You definitely need a greenhouse. it's a great place to hang out on sunny winter days out of the wind even if there was nothing growing. Do not plan to grow orchids and tropicals, unless you can maintain an adequate heat source.

Floridagirl said...

Thanks for sharing those lovely photos. I enjoy seeing hostas especially and other plants that are exotic to me, as I can grow none of them here. Well, nothing except that lovely purple azalea, which is blooming in my garden at this very moment.

Meredith said...

LOL, Jim, I wish I had somebody to police my seed catalog expenditures -- or maybe I don't, actually. He can just shake his head in bewilderment afterwards. ;)

You remind me of my sister with the hosta fascination. She never yet met a hosta she didn't love at least a little.

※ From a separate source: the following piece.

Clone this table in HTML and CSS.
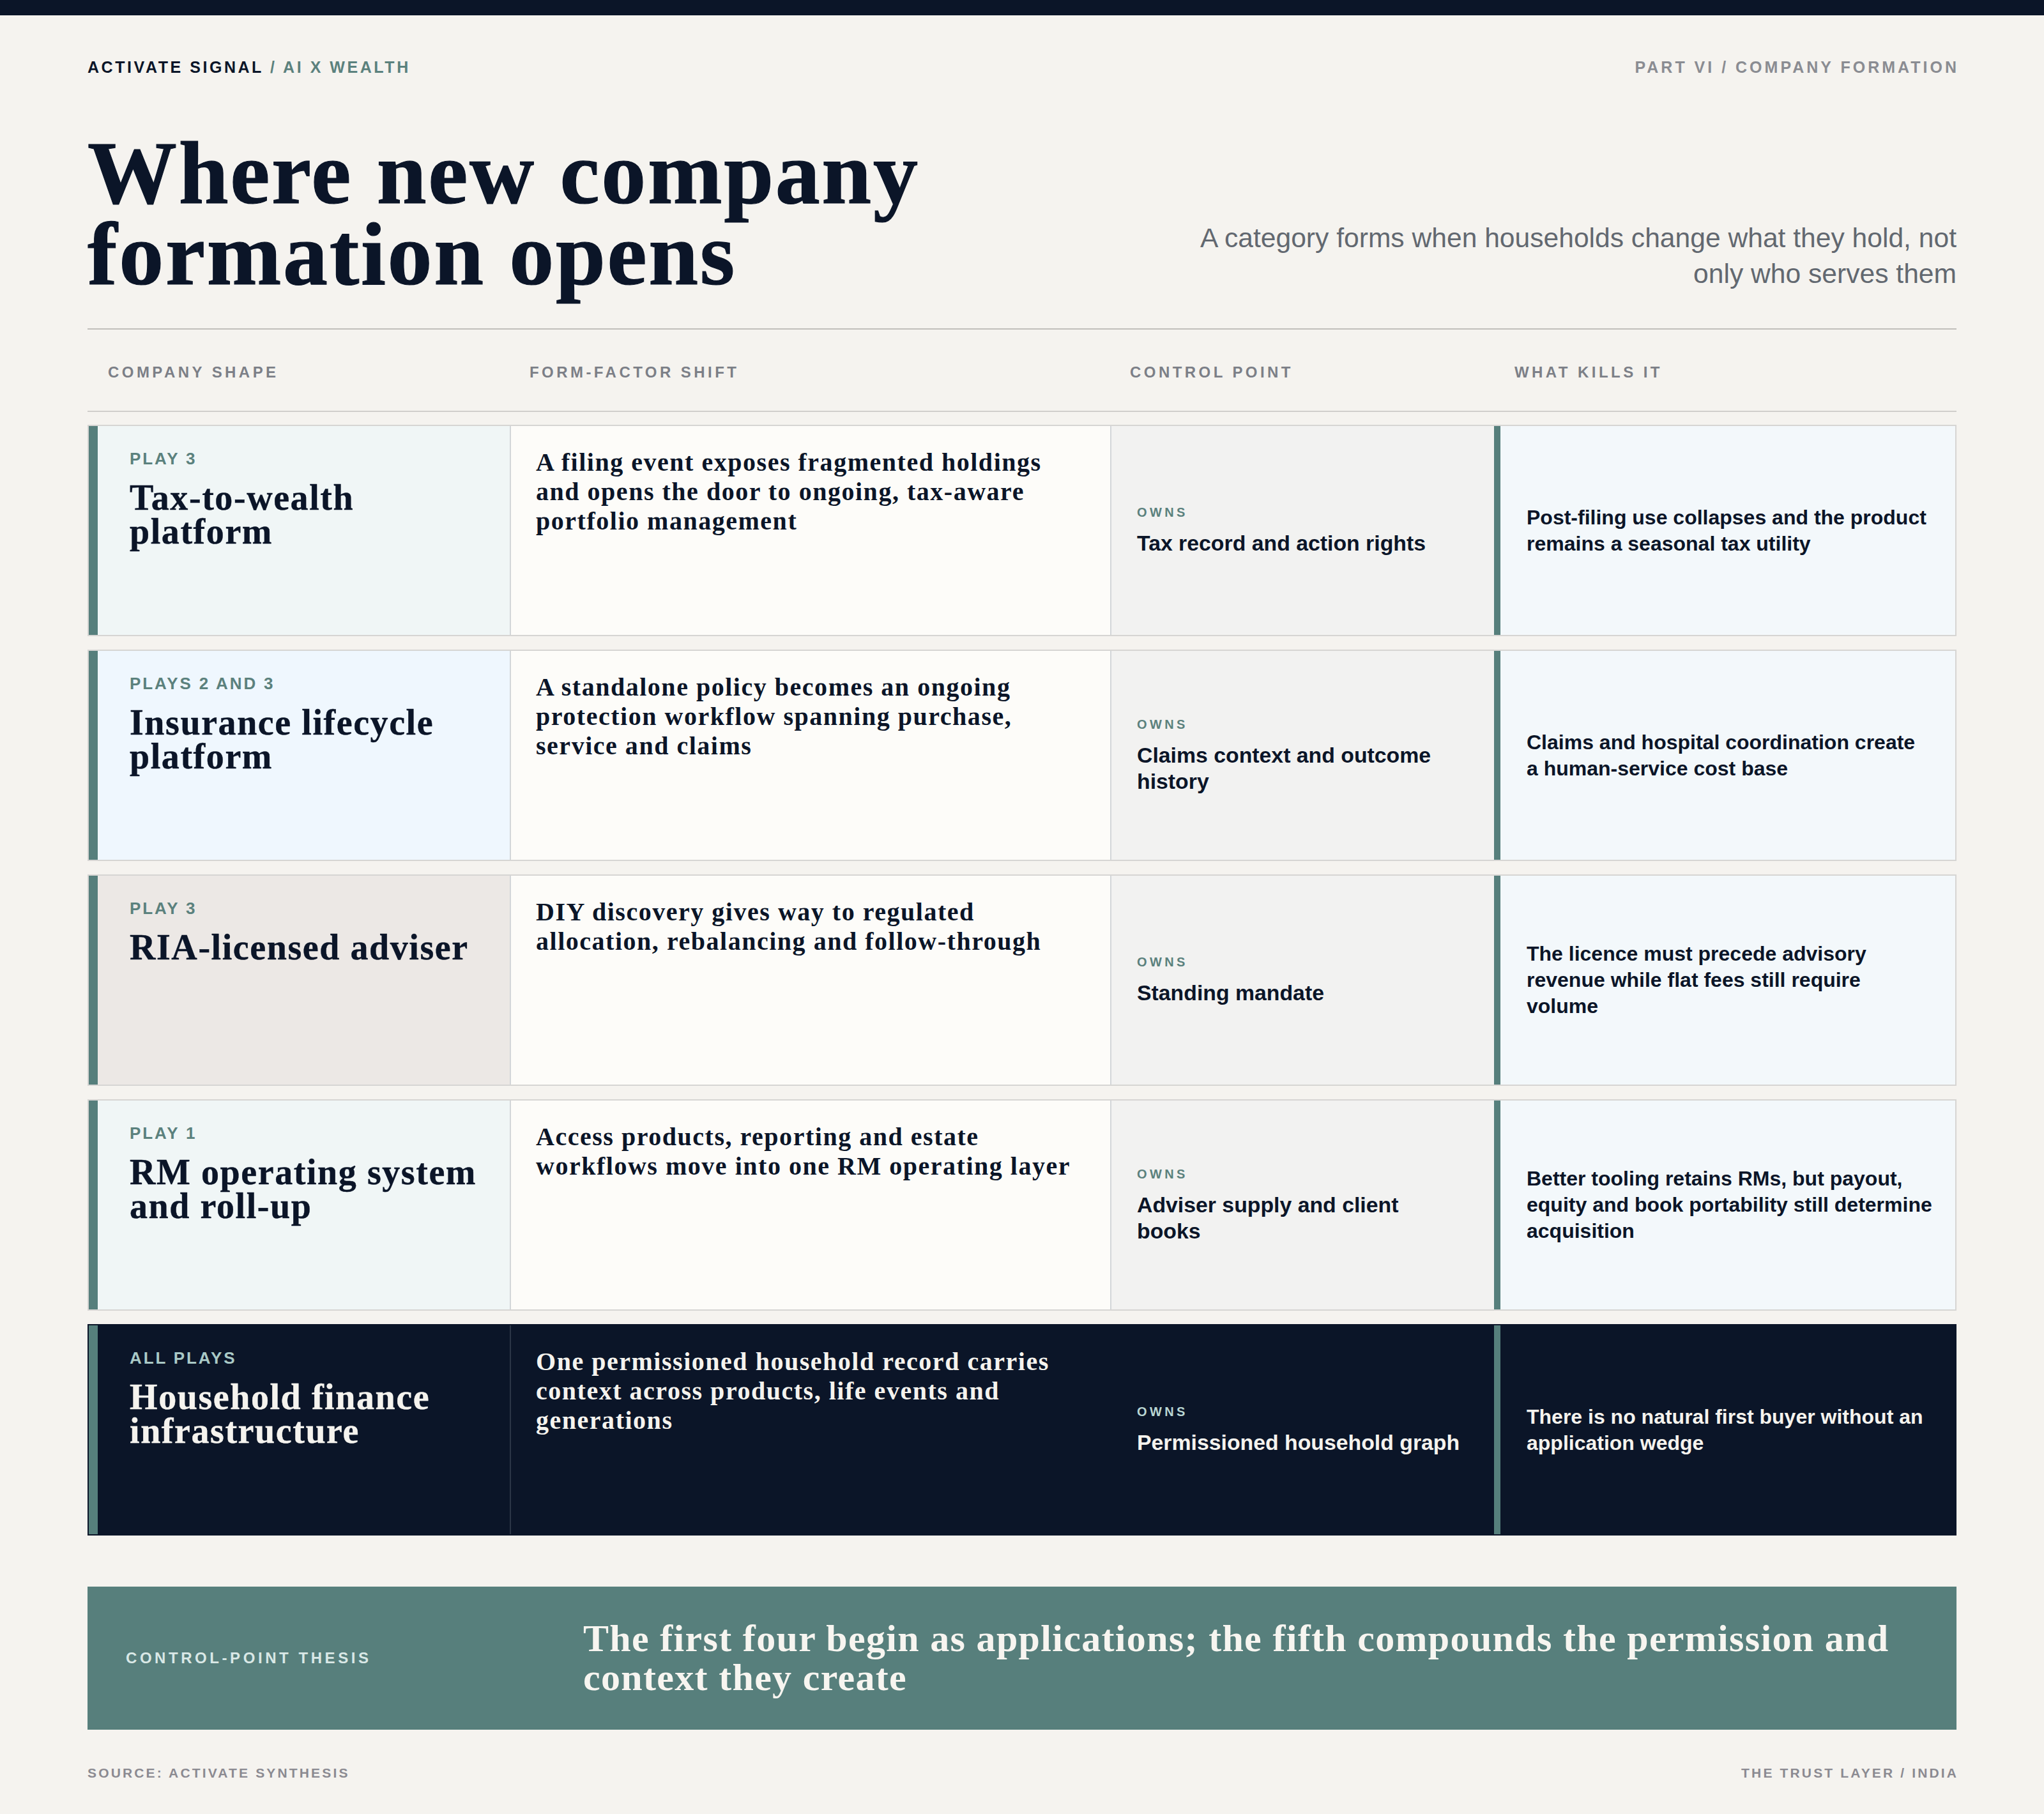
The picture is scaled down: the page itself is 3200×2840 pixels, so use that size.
FILE: index.html
```html
<!DOCTYPE html>
<html lang="en">
<head>
<meta charset="utf-8">
<title>Where new company formation opens</title>
<link rel="stylesheet" href="styles.css">
</head>
<body>
<div class="topbar"></div>
<main class="page">
  <header class="meta">
    <div class="kicker">ACTIVATE SIGNAL <span>/ AI X WEALTH</span></div>
    <div class="part">PART VI / COMPANY FORMATION</div>
  </header>

  <section class="hero">
    <h1>Where new company<br>formation opens</h1>
    <p class="dek">A category forms when households change what they hold, not<br>only who serves them</p>
  </section>

  <section class="table">
    <div class="thead">
      <div>COMPANY SHAPE</div>
      <div>FORM-FACTOR SHIFT</div>
      <div>CONTROL POINT</div>
      <div>WHAT KILLS IT</div>
    </div>

    <div class="rows">
      <article class="row">
        <div class="shape tint-mint">
          <div class="play">PLAY 3</div>
          <h2>Tax-to-wealth<br>platform</h2>
        </div>
        <div class="shift">A filing event exposes fragmented holdings<br>and opens the door to ongoing, tax-aware<br>portfolio management</div>
        <div class="control">
          <div class="owns">OWNS</div>
          <p>Tax record and action rights</p>
        </div>
        <div class="kills">Post-filing use collapses and the product<br>remains a seasonal tax utility</div>
      </article>

      <article class="row">
        <div class="shape tint-sky">
          <div class="play">PLAYS 2 AND 3</div>
          <h2>Insurance lifecycle<br>platform</h2>
        </div>
        <div class="shift">A standalone policy becomes an ongoing<br>protection workflow spanning purchase,<br>service and claims</div>
        <div class="control">
          <div class="owns">OWNS</div>
          <p>Claims context and outcome<br>history</p>
        </div>
        <div class="kills">Claims and hospital coordination create<br>a human-service cost base</div>
      </article>

      <article class="row">
        <div class="shape tint-stone">
          <div class="play">PLAY 3</div>
          <h2>RIA-licensed adviser</h2>
        </div>
        <div class="shift">DIY discovery gives way to regulated<br>allocation, rebalancing and follow-through</div>
        <div class="control">
          <div class="owns">OWNS</div>
          <p>Standing mandate</p>
        </div>
        <div class="kills">The licence must precede advisory<br>revenue while flat fees still require<br>volume</div>
      </article>

      <article class="row">
        <div class="shape tint-mint">
          <div class="play">PLAY 1</div>
          <h2>RM operating system<br>and roll-up</h2>
        </div>
        <div class="shift">Access products, reporting and estate<br>workflows move into one RM operating layer</div>
        <div class="control">
          <div class="owns">OWNS</div>
          <p>Adviser supply and client<br>books</p>
        </div>
        <div class="kills">Better tooling retains RMs, but payout,<br>equity and book portability still determine<br>acquisition</div>
      </article>

      <article class="row dark">
        <div class="shape">
          <div class="play">ALL PLAYS</div>
          <h2>Household finance<br>infrastructure</h2>
        </div>
        <div class="shift">One permissioned household record carries<br>context across products, life events and<br>generations</div>
        <div class="control">
          <div class="owns">OWNS</div>
          <p>Permissioned household graph</p>
        </div>
        <div class="kills">There is no natural first buyer without an<br>application wedge</div>
      </article>
    </div>
  </section>

  <section class="thesis">
    <div class="thesis-label">CONTROL-POINT THESIS</div>
    <p>The first four begin as applications; the fifth compounds the permission and<br>context they create</p>
  </section>

  <footer class="foot">
    <div>SOURCE: ACTIVATE SYNTHESIS</div>
    <div class="foot-right">THE TRUST LAYER / INDIA</div>
  </footer>
</main>
</body>
</html>
```

FILE: styles.css
```css
* {
  box-sizing: border-box;
  margin: 0;
  padding: 0;
}

body {
  background: #f5f3ef;
  color: #0b1528;
  font-family: "Liberation Sans", Arial, sans-serif;
}

.topbar {
  height: 24px;
  background: #0b1528;
}

.page {
  padding: 66px 137px 0;
}

/* ---------- meta line ---------- */
.meta {
  display: flex;
  justify-content: space-between;
  font-size: 25px;
  line-height: 30px;
  font-weight: 700;
}

.kicker {
  color: #0b1528;
  letter-spacing: 0.142em;
}

.kicker span {
  color: #5b817d;
}

.part {
  color: #8a8c92;
  letter-spacing: 0.16em;
  margin-right: -0.16em;
}

/* ---------- hero ---------- */
.hero {
  display: flex;
  justify-content: space-between;
  align-items: flex-end;
  margin-top: 87px;
}

.hero h1 {
  font-family: "Liberation Serif", "Times New Roman", serif;
  font-weight: 700;
  font-size: 140px;
  line-height: 127px;
  letter-spacing: 0.019em;
  color: #0b1528;
  -webkit-text-stroke: 1.2px #0b1528;
}

.dek {
  font-size: 42.6px;
  line-height: 56px;
  color: #626870;
  text-align: right;
  margin-bottom: 5px;
}

/* ---------- table ---------- */
.table {
  margin-top: 53px;
  border-top: 2px solid #c0beba;
}

.thead {
  display: grid;
  grid-template-columns: 660px 940px 602px 1fr;
  padding: 52px 0 45px;
  border-bottom: 2px solid #d0cecb;
  font-size: 24px;
  line-height: 30px;
  font-weight: 700;
  letter-spacing: 0.185em;
  color: #7c7f87;
}

.thead div {
  padding-left: 32px;
}

.rows {
  display: flex;
  flex-direction: column;
  gap: 21px;
  margin-top: 20px;
}

.row {
  display: grid;
  grid-template-columns: 659px 940px 601px 1fr;
  height: 331px;
  border: 2px solid #d6d5d3;
}

.shape {
  border-left: 14px solid #567f7c;
  padding: 36px 30px 0 50px;
}

.tint-mint {
  background: #f0f6f6;
}

.tint-sky {
  background: #eff7fe;
}

.tint-stone {
  background: #ece8e5;
}

.play {
  font-size: 26px;
  line-height: 30px;
  font-weight: 700;
  letter-spacing: 0.11em;
  color: #5b817d;
}

.shape h2 {
  margin-top: 20px;
  font-family: "Liberation Serif", "Times New Roman", serif;
  font-weight: 700;
  font-size: 56px;
  line-height: 53px;
  letter-spacing: 0.028em;
  color: #0b1528;
  -webkit-text-stroke: 0.4px currentColor;
}

.shift {
  border-left: 2px solid #d3d6d9;
  background: #fdfcf9;
  padding: 34px 30px 0 39px;
  font-family: "Liberation Serif", "Times New Roman", serif;
  font-weight: 700;
  font-size: 40px;
  line-height: 46px;
  letter-spacing: 0.038em;
  color: #0b1528;
}

.control {
  border-left: 2px solid #d3d6d9;
  background: #f2f2f1;
  padding: 0 24px 0 40px;
  display: flex;
  flex-direction: column;
  justify-content: center;
}

.owns {
  font-size: 20px;
  line-height: 24px;
  font-weight: 700;
  letter-spacing: 0.22em;
  color: #5b817d;
}

.control p {
  margin-top: 16px;
  font-size: 33.8px;
  line-height: 41px;
  font-weight: 700;
  color: #0b1528;
}

.kills {
  border-left: 10px solid #567f7c;
  background: #f3f8fb;
  padding: 0 24px 0 41px;
  display: flex;
  align-items: center;
  font-size: 32px;
  line-height: 41px;
  font-weight: 700;
  color: #0b1528;
}

/* dark row */
.row.dark {
  background: #0b1528;
  border-color: #0b1528;
}

.dark .shape,
.dark .shift,
.dark .control,
.dark .kills {
  background: #0b1528;
}

.dark .shift {
  border-left-color: #2b3546;
}

.dark .control {
  border-left-color: #0b1528;
}

.dark h2,
.dark .shift,
.dark .control p,
.dark .kills {
  color: #f5f3ee;
}

.dark .play {
  color: #a9c9c6;
}

.dark .owns {
  color: #b9d6d3;
}

/* ---------- thesis ---------- */
.thesis {
  margin-top: 80px;
  height: 224px;
  background: #577f7c;
  display: grid;
  grid-template-columns: 716px 1fr;
  align-items: center;
  padding: 0 60px;
}

.thesis-label {
  font-size: 24px;
  line-height: 30px;
  font-weight: 700;
  letter-spacing: 0.19em;
  color: #d9e8e6;
}

.thesis p {
  font-family: "Liberation Serif", "Times New Roman", serif;
  font-weight: 700;
  font-size: 60px;
  line-height: 61px;
  letter-spacing: 0.022em;
  color: #f7f5f0;
}

/* ---------- footer ---------- */
.foot {
  display: flex;
  justify-content: space-between;
  margin-top: 55px;
  font-size: 21px;
  line-height: 26px;
  font-weight: 700;
  letter-spacing: 0.15em;
  color: #8b8a91;
}

.foot-right {
  margin-right: -0.15em;
}
```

And I actually think I prefer the pictures of your real yard to the fancy garden show ones. Maybe it's the light, the movement, the harmonic feeling when plants have grown up together and gotten to know one another and their gardener well. Can't wait to see it come to life again once y'all come out from under all that snow!

Noelle said...

Hi Jim,

Well, I expect to see large masses of Tulips in your garden along with a greenhouse. Our HOA will not let us have anything in our garden that reaches a height over 6 ft, so a greenhouse is out of the question for us.

Christine B. said...

Love all the spring color. Garden shows are so fun for getting a dose of green! I too would love a greenhouse (the hubby is not convinced). I love Fothergilla (I think it's the mystery bush you were writing about) for its bushy bottle white blooms. It's hardy for me in Alaska, so you should be fine, right?

Christine B.

debsgarden said...

Thanks for a great post on a lovely garden show. I'm itching to see something good and green happen in my garden. Blotanical has been down all week, and I don't have my own blog roll. That is going to change now, for sure. So I am glad I found you. The plant you said you didn't know what it is but wanted to get some - I think is a fothergilla gardenii. It's one of my favorite shrubs. It has those great bottlebrush flowers in the spring, blue green foliage through summer, and then great orange to purple colors in the fall.

Hocking Hills Gardener said...

Just look at all of that color! Wow I needed these pictures. That is one pretty Hosta Jim. I love the shape of the leaves and the white running through it. Can a person have one two or three too many of a good thing. LOL! Do you know the name of that hosta? I see they used a lot of one of my favorite shade plants, astilbe. Pat is such a good wife to keep you from all of that hosta temptation ;-) Thanks so much for sharing your pictures of the show.

PhotoGirl said...

are these pics from your new camera?? They seem brighter and crisper!!

Shady Gardener said...

Hi Jim, What an inspiring post! Do you have Brunnera? If not, You'd Better Get Some! It's a great shade plant, blooms very early and is COVERED in those little forget-me-not (most varieties are blue) flowers! I'm going to an area Garden show at the end of March (2nd annual). Pretty exciting! :-)

Jim Groble said...

Shady, We have brunnera just like in the pics in with some of our hosta, love the stuff.

Lona, I can't remember the name of the hosta with the white stripe. I looked through the online hosta library but my head began to spin. I remember where I got it. I'll stop by in the spring and get the name. I guess I can't hide behind the "I don't know what I'm doing" anymore.

Christine B and Debsgarden, thanks for naming the bush.